前回のゲネプロレポートでは1幕を中心にレポートしたが、今回は2幕にスポットを当てていきたい。
【あらすじ】
19世紀ヨーロッパ。科学者ビクター・フランケンシュタインが戦場でアンリ・デュプレの命を救ったことで、二人は固い友情で結ばれた。“生命創造”に挑むビクターに感銘を受けたアンリは研究を手伝うが、殺人事件に巻き込まれたビクターを救うため、無実の罪で命を落としてしまう。ビクターはアンリを生き返らせようと、アンリの亡き骸に自らの研究の成果を注ぎ込む。しかし誕生したのは、アンリの記憶を失った“怪物”だった。そして“怪物”は自らのおぞましい姿を恨み、ビクターに復讐を誓うのだった…。
写真提供/東宝演劇部
2幕は怪物がビクターの前から逃げ出して3年が経過。自分が生み出してしまった“失敗作”に怯え続けるビクターの前に、ついに怪物が復讐すべく姿を現す。憎しみに満ちた目で創造主ビクターを見下ろす怪物は、これまで過ごした地獄のような日々を語り始め、回想シーンへと場面転換する。
写真提供/東宝演劇部
写真提供/東宝演劇部
3年前、死に物狂いで逃げ延びた怪物はやがて闇の闘技場の者に捕らわれ、賞金稼ぎの道具として戦いに繰り出されるようになる。血も涙もない欲にまみれた主人たちが仕切る闘技場で、密かに自由を夢見る女がいた。闘技場の下女のカトリーヌだ。誰よりも人生に絶望し、同時に誰よりも生に執着しているカトリーヌを、音月桂が振り切った演技で表現していた。

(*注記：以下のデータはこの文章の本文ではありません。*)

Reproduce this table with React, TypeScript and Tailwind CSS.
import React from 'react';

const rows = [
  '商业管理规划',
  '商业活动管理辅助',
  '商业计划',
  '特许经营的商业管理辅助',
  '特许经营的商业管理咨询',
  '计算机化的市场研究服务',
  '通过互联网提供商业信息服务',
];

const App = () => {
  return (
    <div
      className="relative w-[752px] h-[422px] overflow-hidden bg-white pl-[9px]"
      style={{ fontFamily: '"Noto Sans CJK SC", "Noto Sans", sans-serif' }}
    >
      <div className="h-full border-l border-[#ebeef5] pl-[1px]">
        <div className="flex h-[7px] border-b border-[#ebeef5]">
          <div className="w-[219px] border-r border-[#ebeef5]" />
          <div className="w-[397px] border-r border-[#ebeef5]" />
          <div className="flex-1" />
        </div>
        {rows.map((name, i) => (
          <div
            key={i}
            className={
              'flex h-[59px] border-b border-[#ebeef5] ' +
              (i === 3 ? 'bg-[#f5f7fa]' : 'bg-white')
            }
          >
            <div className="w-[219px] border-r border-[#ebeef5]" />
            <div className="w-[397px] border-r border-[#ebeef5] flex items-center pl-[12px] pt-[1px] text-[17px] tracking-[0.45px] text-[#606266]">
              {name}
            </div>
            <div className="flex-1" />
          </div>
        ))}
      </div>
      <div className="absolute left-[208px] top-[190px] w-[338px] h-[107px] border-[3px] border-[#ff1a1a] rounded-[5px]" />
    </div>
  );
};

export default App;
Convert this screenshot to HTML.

人がいない自由な世界へ逃げ出したいと願うカトリーヌと怪物は、すぐさま心を通わせる。怪物の無垢な笑顔が垣間見える数少ないシーンだ。自分のことを恐れず対等に接してくれるカトリーヌのおかげもあって、怪物は徐々に言葉を取り戻していく。前回公演で話題となった「クマ、オイシイ」というセリフもお聴き逃しなく。
既に登場している怪物とカトリーヌのように、闘技場のシーンではプリンシパルキャスト全員が1幕とは別の役として登場する。どの役も全くの別人で見どころたっぷりなのだが、特筆すべきは露崎春女演じるエヴァと柿澤勇人演じるジャックだろう。
写真提供/東宝演劇部
写真提供/東宝演劇部
露崎は本作が初のミュージカル出演とは思えない程の貫禄で、闘技場の女主人エヴァを好演。1幕の悲壮感漂うエレンとは対照的に、ドスの効いた声で闘技場を仕切り、力強い歌唱で怪しくも華やかなショーを見せてくれた。
同じく闘技場の主人ジャックは、不気味な笑みを浮かべながらさも楽しそうに怪物をいたぶる姿が印象的。ジャックが艶っぽくささやくように歌う『お前は怪物だ』は、その甘いメロディに似つかわしくない狂気的なナンバーだ。柿澤のジャックはとにかくハイテンションで、サービス精神旺盛なエンターテイナー。いくつもの声色・キャラクターを使い分け、何度も客席を沸かせていた。相島一之演じる悪どい金貸しフェルナンドとの掛け合いも、初演に引き続きアドリブ満載だ。
写真提供/東宝演劇部
闘技場でまるでゴミのように扱われる怪物の姿に、友達想いで誠実なアンリの面影はない。小西演じる怪物は、常に悲哀に満ちた目をしていた。自分はなぜ生まれたのか、なぜ生きているのか・・・・・・ツギハギだらけの自分を生んだ創造主への憎しみが溢れ出すビッグナンバー『俺は怪物』は、まさに絶唱。囲み取材で小西が語っていた「魂が抜けるくらい全身全霊でやる作品」だという話にも納得できる。

写真提供/東宝演劇部
写真提供/東宝演劇部
本作はビクターとアンリ/怪物の物語ではあるが、要所要所で物語を大きく動かしているのはアンサンブルキャストが演じる群衆だ。フランケンシュタイン一族を忌み嫌う村の人々、噂を盲信して犯罪者を罵る人々、怪物をゴミのように扱う闘技場の人々……。本当に恐ろしい“怪物”は群衆なのかもしれない。そう思わされる再演だった。

本公演は1月30日(木)まで日生劇場で上演が続く。その後は場所を移して愛知、大阪と2月末まで上演予定だ。初演を観たという方も、初演を見逃してしまったという方も、ぜひ今の『フランケンシュタイン』を観るために劇場へと足を運んでほしい。